Search the listing below for the word "styles" and copy each line that holds it.

═════ Dataset section

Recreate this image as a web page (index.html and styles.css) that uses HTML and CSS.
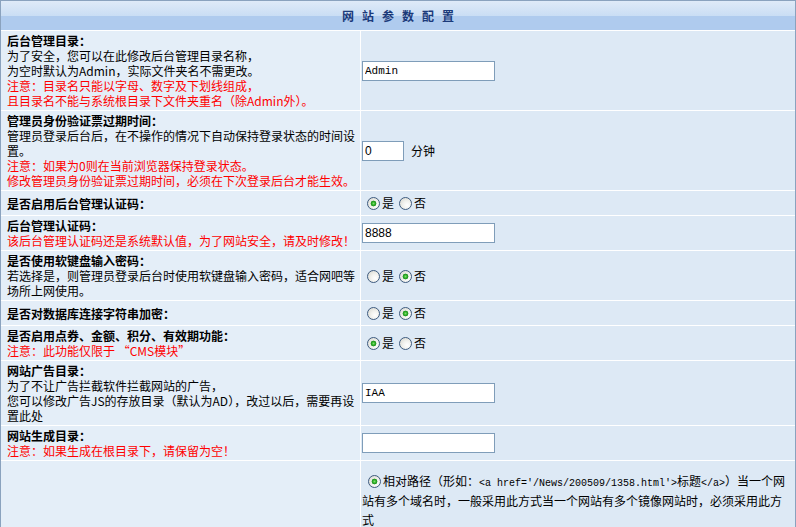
FILE: index.html
```html
<!DOCTYPE html>
<html lang="zh-CN">
<head>
  <meta charset="UTF-8">
  <title>网站参数配置</title>
  <link rel="stylesheet" href="styles.css">
</head>
<body>
  <table class="config">
    <tr>
      <th colspan="2" class="title">网站参数配置</th>
    </tr>
    <tr>
      <td class="label">
        <b>后台管理目录：</b><br>
        为了安全，您可以在此修改后台管理目录名称，<br>
        为空时默认为Admin，实际文件夹名不需更改。<br>
        <span class="warn">注意：目录名只能以字母、数字及下划线组成，<br>
        且目录名不能与系统根目录下文件夹重名（除Admin外）。</span>
      </td>
      <td class="field"><input type="text" class="text mono" value="Admin"></td>
    </tr>
    <tr>
      <td class="label">
        <b>管理员身份验证票过期时间：</b><br>
        管理员登录后台后，在不操作的情况下自动保持登录状态的时间设置。<br>
        <span class="warn">注意：如果为0则在当前浏览器保持登录状态。<br>
        修改管理员身份验证票过期时间，必须在下次登录后台才能生效。</span>
      </td>
      <td class="field"><input type="text" class="text short" value="0"><span class="unit">分钟</span></td>
    </tr>
    <tr>
      <td class="label"><b>是否启用后台管理认证码：</b></td>
      <td class="field"><label><input type="radio" name="checkcode" checked>是</label><label><input type="radio" name="checkcode">否</label></td>
    </tr>
    <tr>
      <td class="label">
        <b>后台管理认证码：</b><br>
        <span class="warn">该后台管理认证码还是系统默认值，为了网站安全，请及时修改！</span>
      </td>
      <td class="field"><input type="text" class="text" value="8888"></td>
    </tr>
    <tr>
      <td class="label">
        <b>是否使用软键盘输入密码：</b><br>
        若选择是，则管理员登录后台时使用软键盘输入密码，适合网吧等场所上网使用。
      </td>
      <td class="field"><label><input type="radio" name="softkey">是</label><label><input type="radio" name="softkey" checked>否</label></td>
    </tr>
    <tr>
      <td class="label"><b>是否对数据库连接字符串加密：</b></td>
      <td class="field"><label><input type="radio" name="encrypt">是</label><label><input type="radio" name="encrypt" checked>否</label></td>
    </tr>
    <tr>
      <td class="label">
        <b>是否启用点券、金额、积分、有效期功能：</b><br>
        <span class="warn">注意：此功能仅限于 “CMS模块”</span>
      </td>
      <td class="field"><label><input type="radio" name="points" checked>是</label><label><input type="radio" name="points">否</label></td>
    </tr>
    <tr>
      <td class="label">
        <b>网站广告目录：</b><br>
        为了不让广告拦截软件拦截网站的广告，<br>
        您可以修改广告JS的存放目录（默认为AD），改过以后，需要再设置此处
      </td>
      <td class="field"><input type="text" class="text mono" value="IAA"></td>
    </tr>
    <tr>
      <td class="label">
        <b>网站生成目录：</b><br>
        <span class="warn">注意：如果生成在根目录下，请保留为空！</span>
      </td>
      <td class="field"><input type="text" class="text" value=""></td>
    </tr>
    <tr>
      <td class="label"></td>
      <td class="field wide"><label><input type="radio" name="linkmode" checked>相对路径（形如：<code>&lt;a href='/News/200509/1358.html'&gt;</code>标题<code>&lt;/a&gt;</code>）</label>当一个网站有多个域名时，一般采用此方式当一个网站有多个镜像网站时，必须采用此方式</td>
    </tr>
  </table>
</body>
</html>
```

FILE: styles.css
```css
body {
  margin: 0;
  font-family: "Noto Sans CJK SC", sans-serif;
  font-size: 12px;
  line-height: 15px;
  color: #000;
  background: #fff;
}
.config {
  width: 796px;
  border: 1px solid #8aa2be;
  border-collapse: separate;
  border-spacing: 0;
}
.config th {
  height: 29px;
  padding: 0 0 0 8px;
  background: linear-gradient(#dfeaf8, #cadef4 50%, #afcbee 52%, #afcbee);
  color: #1b3a7a;
  font-weight: bold;
  letter-spacing: 8px;
  text-align: center;
}
.config td {
  border-top: 1px solid #fff;
  vertical-align: middle;
}
.label {
  width: 353px;
  padding: 2px 0 2px 6px;
  background: #e4eef8;
}
.field {
  border-left: 1px solid #fff;
  padding: 3px 6px 3px 1px;
  line-height: 18px;
  background: #dde9f5;
}
.warn {
  color: #f00;
}
.text {
  box-sizing: border-box;
  width: 133px;
  height: 20px;
  margin: 0;
  padding: 1px 2px;
  border: 1px solid #7f9db9;
  background: #fff;
  font-family: "Liberation Sans", sans-serif;
  font-size: 12px;
  vertical-align: middle;
}
.text.mono {
  font-family: "Liberation Mono", monospace;
  font-size: 11px;
}
.text.short {
  width: 42px;
}
.unit {
  margin-left: 7px;
  vertical-align: middle;
}

/* XP style radio buttons */
.field input[type=radio] {
  appearance: none;
  box-sizing: border-box;
  width: 13px;
  height: 13px;
  margin: 0 2px 0 5px;
  border: 1px solid #3e5b7f;
  border-radius: 50%;
  background: radial-gradient(circle at 65% 65%, #fff 0, #f2f2ee 40%, #d4d4cc 100%);
  vertical-align: -2px;
}
.field input[type=radio]:checked {
  background:
    radial-gradient(circle, #7fdc6e 0, #33b52a 1.5px, #1d8e1d 2.6px, transparent 3.2px),
    radial-gradient(circle at 65% 65%, #fff 0, #f2f2ee 40%, #d4d4cc 100%);
}
.field.wide {
  padding-top: 10px;
  padding-bottom: 4px;
  line-height: 19.5px;
}
.field.wide input[type=radio] {
  margin-left: 6px;
}
code {
  font-family: "Liberation Mono", monospace;
  font-size: 10px;
  line-height: 1;
}
```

══════════

Problem solution:
Recreate this image as a web page (index.html and styles.css) that uses HTML and CSS.
  <link rel="stylesheet" href="styles.css">
FILE: styles.css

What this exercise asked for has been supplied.